**Instructions for the task**:
Leave the pictures out, and output exactly the lines from the one containing "Generate a component" through the one containing "const archivos = ['Archivo".

**Provided material**:
● ● ● ● ● ● ●

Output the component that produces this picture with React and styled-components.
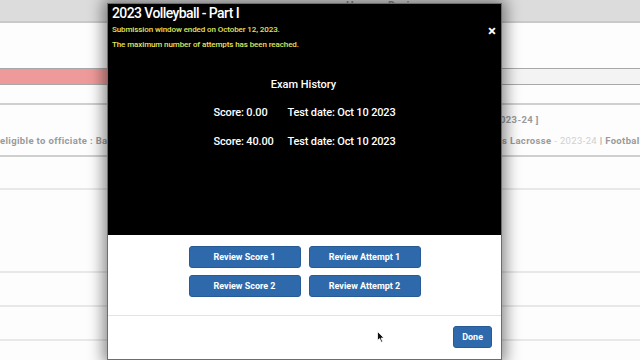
import React from 'react';
import styled, { createGlobalStyle } from 'styled-components';

const GlobalStyle = createGlobalStyle`
  html, body {
    margin: 0;
    padding: 0;
    width: 640px;
    height: 360px;
    overflow: hidden;
    background: #fdfdfd;
    font-family: Roboto, "Liberation Sans", sans-serif;
  }
`;

// page behind the dialog
const Page = styled.div`
  position: relative;
  width: 640px;
  height: 360px;
  overflow: hidden;
  background: #fdfdfd;
`;

const TopBar = styled.div`
  height: 23px;
  background: #dcdcdc;
  border-bottom: 2px solid #c9c9c9;
  padding-left: 346px;
  box-sizing: border-box;
  color: #8a8a8a;
  font-size: 11px;
  font-weight: 700;
  line-height: 12px;
`;

const Gap = styled.div`
  height: ${p => p.h}px;
`;

const Band = styled.div`
  height: 15px;
  border-top: 1px solid #a8a8a8;
  border-bottom: 1px solid #a8a8a8;
  display: flex;
`;

const BandRed = styled.div`
  width: 330px;
  background: #ef9a9a;
`;

const BandRest = styled.div`
  flex: 1;
  background: #f3f3f3;
`;

const Rule = styled.div`
  height: 2px;
  background: #cfcfcf;
`;

const InfoBlock = styled.div`
  height: 50px;
  display: flex;
  flex-direction: column;
  justify-content: center;
  gap: 9px;
  font-size: 9.5px;
  font-weight: 700;
  letter-spacing: 0.35px;
  color: #9a9a9a;
  white-space: nowrap;
  overflow: hidden;
`;

const InfoLine = styled.div`
  display: flex;
  line-height: 12px;
`;

const Segment = styled.span`
  flex: none;
  width: ${p => p.w}px;
  overflow: hidden;
  text-align: ${p => p.align || 'left'};
`;

const Faded = styled.span`
  color: #d0d0d0;
  font-weight: 400;
`;

const Row = styled.div`
  height: ${p => p.h}px;
  border-bottom: 2px solid #e8e8e8;
  box-sizing: border-box;
`;

// dialog
const Dialog = styled.div`
  position: absolute;
  left: 107px;
  top: 3px;
  width: 395px;
  height: 357px;
  border: 1px solid #6d6d6d;
  box-shadow: 0 0 14px 4px rgba(0, 0, 0, 0.45);
  display: flex;
  flex-direction: column;
  background: #fff;
  box-sizing: border-box;
`;

const DarkPane = styled.div`
  flex: none;
  height: 231px;
  box-sizing: border-box;
  background: #000;
  color: #fff;
  display: flex;
  flex-direction: column;
  padding: 1px 6px 0 4px;
  position: relative;
`;

const Title = styled.div`
  font-size: 14px;
  font-weight: 500;
  line-height: 16px;
  letter-spacing: -0.6px;
`;

const Notice = styled.div`
  color: #e4e45a;
  font-size: 8px;
  font-weight: 500;
  line-height: 10px;
  letter-spacing: -0.1px;
  margin-top: ${p => p.mt}px;
`;

const Close = styled.div`
  position: absolute;
  right: 5px;
  top: 20px;
  font-size: 15px;
  font-weight: 700;
  line-height: 15px;
`;

const History = styled.div`
  margin-top: 28px;
  display: flex;
  flex-direction: column;
  align-items: center;
  font-size: 11px;
  font-weight: 500;
`;

const HistoryTitle = styled.div`
  margin-bottom: 15px;
`;

const HistoryTable = styled.div`
  display: grid;
  grid-template-columns: 74px auto;
  row-gap: 15px;
  margin-left: 2px;
  line-height: 14px;
  letter-spacing: -0.15px;
`;

const LightPane = styled.div`
  flex: 1;
  display: flex;
  flex-direction: column;
`;

const ButtonGrid = styled.div`
  flex: none;
  height: 81px;
  display: grid;
  grid-template-columns: 112px 112px;
  column-gap: 8px;
  row-gap: 7px;
  justify-content: center;
  align-content: start;
  padding-top: 11px;
  box-sizing: border-box;
  border-bottom: 1px solid #e3e3e3;
`;

const BlueButton = styled.button`
  height: 22px;
  padding: 0 ${p => (p.small ? '8px' : '0')};
  background: #2e6aab;
  border: 1px solid #275b96;
  border-radius: 3px;
  color: #fff;
  font-family: Roboto, "Liberation Sans", sans-serif;
  font-size: 9px;
  font-weight: 700;
  cursor: pointer;
`;

const Footer = styled.div`
  flex: 1;
  display: flex;
  justify-content: flex-end;
  align-items: center;
  padding-right: 9px;
  padding-bottom: 2px;
`;

const Cursor = styled.svg`
  position: absolute;
  left: 377px;
  top: 331px;
`;

export default function App() {
  return (
    <>
      <GlobalStyle />
      <Page>
        <TopBar>Herman Davis</TopBar>
        <Gap h={45} />
        <Band>
          <BandRed />
          <BandRest />
        </Band>
        <Gap h={18} />
        <Rule />
        <InfoBlock>
          <InfoLine>
            <Segment w={500} align="right">[ Officials Registration - 2</Segment>
            <span>023-24 ]</span>
          </InfoLine>
          <InfoLine>
            <Segment w={112}>eligible to officiate : Baseball - 2023-24 |</Segment>
            <Segment w={390} align="right">Basketball - 2023-24 | Boy</Segment>
            <span>s Lacrosse&nbsp;<Faded>- 2023-24</Faded>&nbsp;| Football - 2023-24</span>
          </InfoLine>
        </InfoBlock>
        <Rule />
        <Row h={33} />
        <Row h={83} />
        <Row h={34} />
        <Row h={34} />

        <Dialog>
          <DarkPane>
            <Title>2023 Volleyball - Part I</Title>
            <Notice mt={4}>Submission window ended on October 12, 2023.</Notice>
            <Notice mt={5}>The maximum number of attempts has been reached.</Notice>
            <Close>×</Close>
            <History>
              <HistoryTitle>Exam History</HistoryTitle>
              <HistoryTable>
                <span>Score: 0.00</span>
                <span>Test date: Oct 10 2023</span>
                <span>Score: 40.00</span>
                <span>Test date: Oct 10 2023</span>
              </HistoryTable>
            </History>
          </DarkPane>
          <LightPane>
            <ButtonGrid>
              <BlueButton>Review Score 1</BlueButton>
              <BlueButton>Review Attempt 1</BlueButton>
              <BlueButton>Review Score 2</BlueButton>
              <BlueButton>Review Attempt 2</BlueButton>
            </ButtonGrid>
            <Footer>
              <BlueButton small>Done</BlueButton>
            </Footer>
          </LightPane>
        </Dialog>

        <Cursor width="8" height="12" viewBox="0 0 8 12">
          <path d="M0.5 0.5 L0.5 9.5 L2.6 7.6 L4.2 11.2 L5.6 10.6 L4.1 7.1 L7 7 Z" fill="#111" stroke="#fff" strokeWidth="0.8" />
        </Cursor>
      </Page>
    </>
  );
}
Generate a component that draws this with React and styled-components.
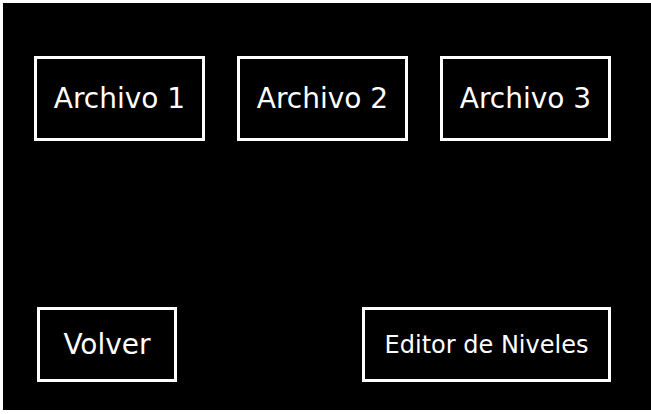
import React from 'react';
import styled, { createGlobalStyle } from 'styled-components';

const GlobalStyle = createGlobalStyle`
  html, body {
    margin: 0;
    padding: 0;
    background-color: #ffffff;
  }
  * {
    box-sizing: border-box;
  }
`;

const Screen = styled.main`
  margin: 3px 0 0 3px;
  width: 648px;
  height: 407px;
  background-color: #000000;
  display: flex;
  flex-direction: column;
  justify-content: space-between;
  padding: 53px 0 28px 31px;
  font-family: 'DejaVu Sans', 'Liberation Sans', sans-serif;
  color: #ffffff;
`;

const SlotRow = styled.div`
  display: flex;
  gap: 32px;
`;

const BottomRow = styled.div`
  display: flex;
  justify-content: space-between;
  padding: 0 40px 0 3px;
`;

const MenuButton = styled.button`
  width: ${props => props.w}px;
  height: ${props => props.h}px;
  background: transparent;
  border: 3px solid #ffffff;
  color: #ffffff;
  font-family: inherit;
  font-size: ${props => props.size}px;
  display: flex;
  align-items: center;
  justify-content: center;
  padding: 0;
  cursor: pointer;
  white-space: nowrap;
`;

const archivos = ['Archivo 1', 'Archivo 2', 'Archivo 3'];

function App() {
  return (
    <>
      <GlobalStyle />
      <Screen>
        <SlotRow>
          {archivos.map(nombre => (
            <MenuButton key={nombre} w={171} h={85} size={28}>
              {nombre}
            </MenuButton>
          ))}
        </SlotRow>
        <BottomRow>
          <MenuButton w={140} h={75} size={28}>Volver</MenuButton>
          <MenuButton w={249} h={75} size={24}>Editor de Niveles</MenuButton>
        </BottomRow>
      </Screen>
    </>
  );
}

export default App;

● ● ● ● ● ● ●

**Result of the task**:
Generate a component that draws this with React and styled-components.
import React from 'react';
import styled, { createGlobalStyle } from 'styled-components';

const GlobalStyle = createGlobalStyle`
  html, body {
    margin: 0;
    padding: 0;
    background-color: #ffffff;
  }
  * {
    box-sizing: border-box;
  }
`;

const Screen = styled.main`
  margin: 3px 0 0 3px;
  width: 648px;
  height: 407px;
  background-color: #000000;
  display: flex;
  flex-direction: column;
  justify-content: space-between;
  padding: 53px 0 28px 31px;
  font-family: 'DejaVu Sans', 'Liberation Sans', sans-serif;
  color: #ffffff;
`;

const SlotRow = styled.div`
  display: flex;
  gap: 32px;
`;

const BottomRow = styled.div`
  display: flex;
  justify-content: space-between;
  padding: 0 40px 0 3px;
`;

const MenuButton = styled.button`
  width: ${props => props.w}px;
  height: ${props => props.h}px;
  background: transparent;
  border: 3px solid #ffffff;
  color: #ffffff;
  font-family: inherit;
  font-size: ${props => props.size}px;
  display: flex;
  align-items: center;
  justify-content: center;
  padding: 0;
  cursor: pointer;
  white-space: nowrap;
`;

const archivos = ['Archivo 1', 'Archivo 2', 'Archivo 3'];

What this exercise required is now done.